--- WHAT IS NEEDED ---
Repeat the data word for word. Do not include the pictures.
[start]
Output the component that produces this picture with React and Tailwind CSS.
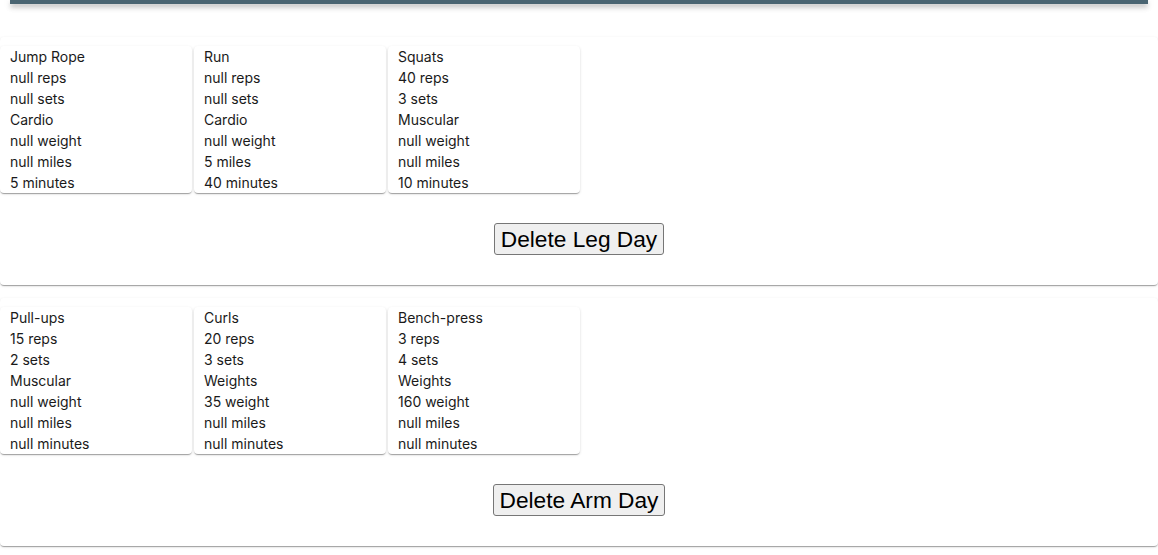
import React from "react";

const days = [
  {
    name: "Leg Day",
    items: [
      ["Jump Rope", "null reps", "null sets", "Cardio", "null weight", "null miles", "5 minutes"],
      ["Run", "null reps", "null sets", "Cardio", "null weight", "5 miles", "40 minutes"],
      ["Squats", "40 reps", "3 sets", "Muscular", "null weight", "null miles", "10 minutes"],
    ],
  },
  {
    name: "Arm Day",
    items: [
      ["Pull-ups", "15 reps", "2 sets", "Muscular", "null weight", "null miles", "null minutes"],
      ["Curls", "20 reps", "3 sets", "Weights", "35 weight", "null miles", "null minutes"],
      ["Bench-press", "3 reps", "4 sets", "Weights", "160 weight", "null miles", "null minutes"],
    ],
  },
];

const shadow =
  "shadow-[0_2px_1px_-1px_rgba(0,0,0,0.2),0_1px_1px_0_rgba(0,0,0,0.14),0_1px_3px_0_rgba(0,0,0,0.12)]";

export default function App() {
  return (
    <div className="w-[1158px] h-[555px] overflow-hidden bg-white text-[#1a1a1a]" style={{ fontFamily: "Inter, 'Noto Sans', sans-serif" }}>
      <div className="mx-[10px] h-[4px] bg-[#4a6572] shadow-[0_2px_4px_-1px_rgba(0,0,0,0.2),0_4px_5px_0_rgba(0,0,0,0.14),0_1px_10px_0_rgba(0,0,0,0.12)]" />
      <div className="mt-[33px] flex flex-col gap-[13px]">
        {days.map((day) => (
          <div key={day.name} className={`bg-white rounded ${shadow} pt-[9px] pb-[30px]`}>
            <div className="flex gap-[2px]">
              {day.items.map((it, i) => (
                <div key={i} className={`w-[192px] bg-white rounded ${shadow} px-[10px]`}>
                  {it.map((t, j) => (
                    <div key={j} className="text-[14px] leading-[21px]">{t}</div>
                  ))}
                </div>
              ))}
            </div>
            <div className="flex justify-center mt-[30px]">
              <button
                className="h-[32px] px-[6px] text-[22.7px] leading-[26px] text-black bg-[#efefef] border border-[#767676] rounded-[3px]"
                style={{ fontFamily: "'Liberation Sans', Arial, sans-serif" }}
              >
                Delete {day.name}
              </button>
            </div>
          </div>
        ))}
      </div>
    </div>
  );
}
[end]
--- THE SOLUTION ---
Output the component that produces this picture with React and Tailwind CSS.
import React from "react";

const days = [
  {
    name: "Leg Day",
    items: [
      ["Jump Rope", "null reps", "null sets", "Cardio", "null weight", "null miles", "5 minutes"],
      ["Run", "null reps", "null sets", "Cardio", "null weight", "5 miles", "40 minutes"],
      ["Squats", "40 reps", "3 sets", "Muscular", "null weight", "null miles", "10 minutes"],
    ],
  },
  {
    name: "Arm Day",
    items: [
      ["Pull-ups", "15 reps", "2 sets", "Muscular", "null weight", "null miles", "null minutes"],
      ["Curls", "20 reps", "3 sets", "Weights", "35 weight", "null miles", "null minutes"],
      ["Bench-press", "3 reps", "4 sets", "Weights", "160 weight", "null miles", "null minutes"],
    ],
  },
];

const shadow =
  "shadow-[0_2px_1px_-1px_rgba(0,0,0,0.2),0_1px_1px_0_rgba(0,0,0,0.14),0_1px_3px_0_rgba(0,0,0,0.12)]";

export default function App() {
  return (
    <div className="w-[1158px] h-[555px] overflow-hidden bg-white text-[#1a1a1a]" style={{ fontFamily: "Inter, 'Noto Sans', sans-serif" }}>
      <div className="mx-[10px] h-[4px] bg-[#4a6572] shadow-[0_2px_4px_-1px_rgba(0,0,0,0.2),0_4px_5px_0_rgba(0,0,0,0.14),0_1px_10px_0_rgba(0,0,0,0.12)]" />
      <div className="mt-[33px] flex flex-col gap-[13px]">
        {days.map((day) => (
          <div key={day.name} className={`bg-white rounded ${shadow} pt-[9px] pb-[30px]`}>
            <div className="flex gap-[2px]">
              {day.items.map((it, i) => (
                <div key={i} className={`w-[192px] bg-white rounded ${shadow} px-[10px]`}>
                  {it.map((t, j) => (
                    <div key={j} className="text-[14px] leading-[21px]">{t}</div>
                  ))}
                </div>
              ))}
            </div>
            <div className="flex justify-center mt-[30px]">
              <button
                className="h-[32px] px-[6px] text-[22.7px] leading-[26px] text-black bg-[#efefef] border border-[#767676] rounded-[3px]"
                style={{ fontFamily: "'Liberation Sans', Arial, sans-serif" }}
              >
                Delete {day.name}
              </button>
            </div>
          </div>
        ))}
      </div>
    </div>
  );
}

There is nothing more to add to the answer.